Belgen zijn ontevreden over bewandelbaarheid van hun omgeving
Voetgangers zijn in ons land niet tevreden over de bewandelbaarheid van hun gemeente. Gemiddeld krijgt die een score van 10,4 op 20, net geen buis. Dat blijkt uit de eerste Belgische Voetgangersbarometer van Tous à Pied, Voetgangersbeweging en Walk.Brussels, waarover De Zondag in primeur schrijft.
Voor de grote bevraging lieten meer dan 13.500 Belgen uit 544 gemeenten hun stem horen. Van de deelnemers kwam 43 procent uit Vlaanderen, 20 procent uit Brussel en 37 procent uit Wallonië. Ruim zes Belgen op tien (61 procent) verplaatsen zich elke dag te voet. De belangrijkste redenen om te stappen zijn boodschappen doen (72 procent), wandelen, sporten en vrije tijd (71 procent), naar school of werk gaan (60 procent) of om voor iemand anders te zorgen, zoals om kinderen naar school te brengen of een oudere te begeleiden (33 procent).
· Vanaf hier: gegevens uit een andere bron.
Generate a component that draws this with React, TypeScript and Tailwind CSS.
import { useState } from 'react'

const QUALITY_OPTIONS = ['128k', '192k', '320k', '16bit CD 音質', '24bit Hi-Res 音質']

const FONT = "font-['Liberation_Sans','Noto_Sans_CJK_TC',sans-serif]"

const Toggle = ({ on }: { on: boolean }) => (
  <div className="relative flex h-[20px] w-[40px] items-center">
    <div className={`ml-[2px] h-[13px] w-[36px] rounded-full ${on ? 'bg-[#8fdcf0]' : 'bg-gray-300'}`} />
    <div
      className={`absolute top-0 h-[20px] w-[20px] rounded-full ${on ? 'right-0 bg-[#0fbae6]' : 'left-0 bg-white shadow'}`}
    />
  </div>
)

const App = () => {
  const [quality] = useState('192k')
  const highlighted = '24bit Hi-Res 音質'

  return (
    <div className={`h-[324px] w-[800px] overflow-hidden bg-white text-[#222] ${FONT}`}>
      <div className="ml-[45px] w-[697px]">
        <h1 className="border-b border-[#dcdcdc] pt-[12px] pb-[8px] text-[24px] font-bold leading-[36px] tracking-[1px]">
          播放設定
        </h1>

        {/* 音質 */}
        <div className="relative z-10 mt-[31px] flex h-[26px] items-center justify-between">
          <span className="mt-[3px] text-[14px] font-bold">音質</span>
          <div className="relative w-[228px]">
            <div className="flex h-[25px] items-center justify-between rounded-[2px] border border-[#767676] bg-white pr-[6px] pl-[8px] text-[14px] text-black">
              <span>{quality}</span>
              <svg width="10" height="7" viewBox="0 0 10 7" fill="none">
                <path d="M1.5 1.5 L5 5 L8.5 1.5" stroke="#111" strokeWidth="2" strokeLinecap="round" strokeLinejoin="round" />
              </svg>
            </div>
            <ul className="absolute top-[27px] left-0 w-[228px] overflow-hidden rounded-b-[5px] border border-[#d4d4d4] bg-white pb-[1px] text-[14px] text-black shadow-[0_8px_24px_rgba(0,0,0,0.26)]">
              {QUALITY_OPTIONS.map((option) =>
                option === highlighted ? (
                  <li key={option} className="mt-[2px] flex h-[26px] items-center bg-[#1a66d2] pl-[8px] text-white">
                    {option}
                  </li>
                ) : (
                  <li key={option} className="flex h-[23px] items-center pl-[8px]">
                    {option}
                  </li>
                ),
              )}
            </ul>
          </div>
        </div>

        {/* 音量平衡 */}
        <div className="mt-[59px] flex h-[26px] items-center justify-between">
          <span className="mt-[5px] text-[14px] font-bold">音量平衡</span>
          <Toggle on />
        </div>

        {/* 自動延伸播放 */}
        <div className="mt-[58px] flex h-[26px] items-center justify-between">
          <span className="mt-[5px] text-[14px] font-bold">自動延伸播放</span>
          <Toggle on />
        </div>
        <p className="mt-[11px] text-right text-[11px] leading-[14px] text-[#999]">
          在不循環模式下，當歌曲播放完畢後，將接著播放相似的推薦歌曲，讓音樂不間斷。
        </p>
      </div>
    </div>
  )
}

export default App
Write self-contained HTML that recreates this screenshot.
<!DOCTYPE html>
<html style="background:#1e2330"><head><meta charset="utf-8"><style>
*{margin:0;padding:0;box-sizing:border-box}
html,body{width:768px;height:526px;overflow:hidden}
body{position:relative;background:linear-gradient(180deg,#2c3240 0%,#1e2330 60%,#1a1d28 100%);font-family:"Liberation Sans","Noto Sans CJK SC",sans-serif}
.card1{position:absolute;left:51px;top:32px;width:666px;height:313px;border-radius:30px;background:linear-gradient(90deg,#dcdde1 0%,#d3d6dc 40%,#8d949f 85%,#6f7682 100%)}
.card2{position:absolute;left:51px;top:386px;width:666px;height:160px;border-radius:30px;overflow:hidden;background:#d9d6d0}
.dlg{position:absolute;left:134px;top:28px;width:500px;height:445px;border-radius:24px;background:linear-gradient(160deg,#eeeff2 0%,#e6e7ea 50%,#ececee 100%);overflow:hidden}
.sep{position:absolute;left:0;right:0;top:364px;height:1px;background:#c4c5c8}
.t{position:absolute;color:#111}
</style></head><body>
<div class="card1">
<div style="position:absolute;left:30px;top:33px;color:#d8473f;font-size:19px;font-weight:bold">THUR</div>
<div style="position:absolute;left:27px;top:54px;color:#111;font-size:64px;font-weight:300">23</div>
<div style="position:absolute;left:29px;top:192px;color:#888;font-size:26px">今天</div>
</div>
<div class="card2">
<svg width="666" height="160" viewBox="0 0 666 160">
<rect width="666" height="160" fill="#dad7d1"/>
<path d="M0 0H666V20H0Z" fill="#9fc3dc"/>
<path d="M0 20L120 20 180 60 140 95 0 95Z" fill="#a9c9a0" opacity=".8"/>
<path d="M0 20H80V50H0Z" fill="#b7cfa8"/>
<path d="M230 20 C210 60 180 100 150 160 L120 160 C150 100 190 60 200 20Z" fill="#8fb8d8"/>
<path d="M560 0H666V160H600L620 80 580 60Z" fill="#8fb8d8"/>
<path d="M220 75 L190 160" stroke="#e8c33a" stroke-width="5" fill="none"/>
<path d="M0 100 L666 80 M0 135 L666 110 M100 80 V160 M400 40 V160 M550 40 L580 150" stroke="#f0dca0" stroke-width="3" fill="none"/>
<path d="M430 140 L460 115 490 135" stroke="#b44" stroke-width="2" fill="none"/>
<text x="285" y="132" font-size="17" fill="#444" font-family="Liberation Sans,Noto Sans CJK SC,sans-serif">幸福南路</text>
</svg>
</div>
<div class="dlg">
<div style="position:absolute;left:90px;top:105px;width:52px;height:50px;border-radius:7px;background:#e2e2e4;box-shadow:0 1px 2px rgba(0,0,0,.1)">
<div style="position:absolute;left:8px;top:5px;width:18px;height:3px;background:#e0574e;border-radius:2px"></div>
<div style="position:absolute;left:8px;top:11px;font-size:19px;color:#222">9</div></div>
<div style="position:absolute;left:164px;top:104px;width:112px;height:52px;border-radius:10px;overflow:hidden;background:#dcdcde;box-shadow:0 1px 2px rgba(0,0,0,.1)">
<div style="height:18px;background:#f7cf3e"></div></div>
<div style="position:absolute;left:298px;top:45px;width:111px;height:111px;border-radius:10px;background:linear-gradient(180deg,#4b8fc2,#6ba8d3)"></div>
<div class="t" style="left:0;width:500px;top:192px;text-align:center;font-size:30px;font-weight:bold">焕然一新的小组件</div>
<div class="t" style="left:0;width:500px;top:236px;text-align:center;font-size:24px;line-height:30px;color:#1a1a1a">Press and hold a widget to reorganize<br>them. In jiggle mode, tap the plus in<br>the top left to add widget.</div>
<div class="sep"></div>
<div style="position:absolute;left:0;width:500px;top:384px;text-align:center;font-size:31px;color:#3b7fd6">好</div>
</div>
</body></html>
Slechts vier op tien (38 procent) vinden te voet gaan in hun gemeente aangenaam. Vlamingen geven de bewandelbaarheid een gemiddelde score van 10,65 op 20, Brusselaars 10,7 en Walen 10.
Obstakels
De grootste pijnpunten voor voetgangers zijn het comfort, de veiligheid en het voetgangersbeleid. Zo vindt 73 procent van de bevraagden die moeite hebben met stappen, dat de ruimte voor voetgangers niet breed en vlak genoeg is om makkelijk te kunnen stappen. Voor 65 procent zijn er te veel obstakels op voetpaden, zoals fietsen, vuilbakken, verkeersborden en laadpalen. Bijna evenveel voetgangers (64 procent) zijn ontevreden met de ondergrond (oneffen, glad…). Vooral vrouwen (64 procent) voelen zich ’s nachts niet overal veilig en vermijden daarom bepaalde plaatsen of wegen. 63 procent durft kinderen vanaf 8 jaar nog niet zelfstandig te voet te laten gaan. Ruim de helft (52 procent) vindt de relatie met bestuurders van voortbewegingstoestellen, zoals elektrische steps en skates, niet hoffelijk.
Vier op de vijf voetgangers (80 procent) betreuren het gebrek aan voorzieningen die het comfort voor voetgangers verbeteren, zoals openbare toiletten, schuilplaatsen, zitbanken en waterkraantjes. Bijna drie op de vijf (56 procent) vinden dat de situatie voor voetgangers de afgelopen twee jaar niet echt verbeterd is.
Verbetermogelijkheden
Om te voet gaan te stimuleren, doen de bevraagde voetgangers tal van suggesties. Met stip bovenaan (82 procent) staan veilige en comfortabele voetpaden, die breder zijn, goed onderhouden en vrij van obstakels. Andere mogelijke verbeteringen zijn een compleet voetgangersnetwerk met veilige routes en oversteekplaatsen (74 procent), een aangename omgeving om in te stappen (69 procent), beter toegankelijke en uitnodigende openbare plaatsen en voorzieningen voor voetgangers (67 procent) en voetgangers en fietsers van elkaar scheiden voor meer verkeersveiligheid (66 procent).
‘Het is de allereerste keer dat er een diepgaand onderzoek gebeurde naar de noden van deze kwetsbare groep weggebruikers’, zegt federaal minister van Mobiliteit Georges Gilkinet (Ecolo) in een reactie aan De Zondag, ‘Dat alleen al is een succes. De resultaten laten wel zien dat er veel verbetermogelijkheden zijn. Elk beleidsniveau moet hiermee aan de slag gaan. Ik hoop dat ook de steden en gemeenten dat doen.’